Which to Prep for First
Most international students who need both tests should prep for them sequentially, not simultaneously.
The GRE generally requires more total prep time, particularly for Verbal if English is your second language. Start with the GRE.
The reasoning: GRE Verbal prep inherently improves TOEFL performance as a byproduct. Reading academic texts carefully, learning sophisticated vocabulary in context, and developing argument analysis skills all transfer to TOEFL Reading and Writing. The reverse is less true. TOEFL prep doesn't naturally build the reasoning skills the GRE tests.
Take the GRE first. After you have a GRE score you're satisfied with, shift focus to TOEFL. You'll find the TOEFL prep is shorter because your English academic skills are already developed.
Start with a GRE diagnostic here to see where your baseline is before building a prep timeline.

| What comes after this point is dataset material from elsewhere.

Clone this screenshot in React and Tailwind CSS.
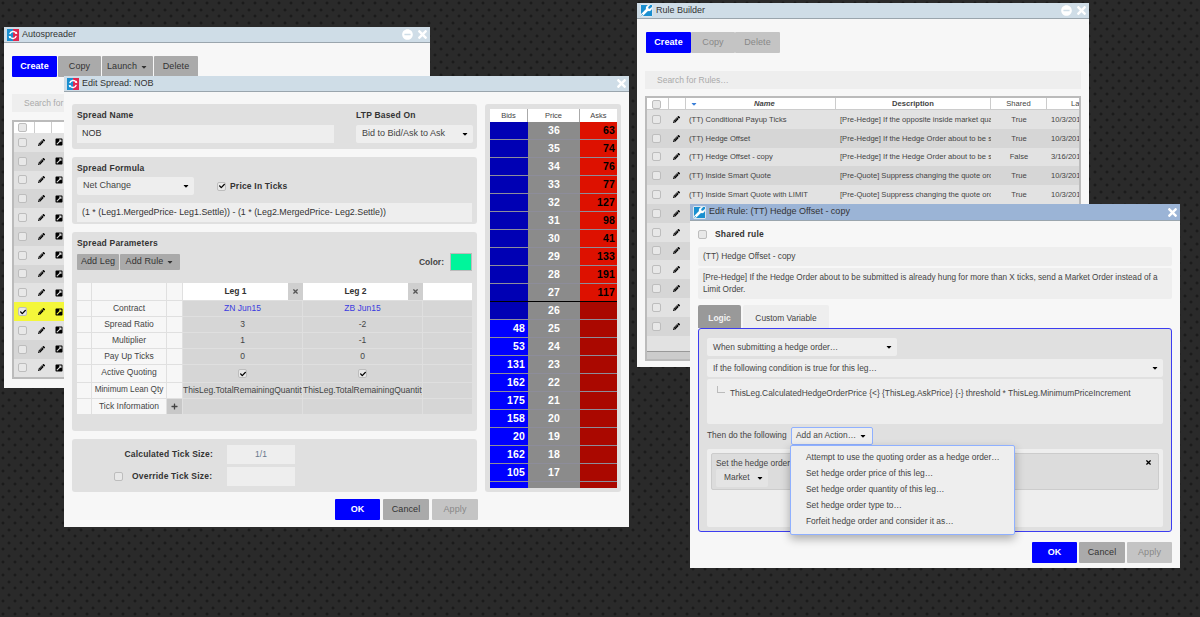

One exception: if your TOEFL deadline is earlier than your GRE deadline, or if you're retaking the TOEFL while you wait for a later GRE test date, prep for the nearer deadline first. Test registration logistics sometimes force the order.
A Note on Timing Applications
When planning your application timeline, map out both test registration deadlines, both prep periods, and both score delivery windows. TOEFL scores take 6-10 days to be delivered to schools. GRE scores take 10-15 days. Both need to arrive before application deadlines.
International applicants sometimes forget that test prep, test registration, and score delivery each have their own timelines. Start earlier than you think you need to.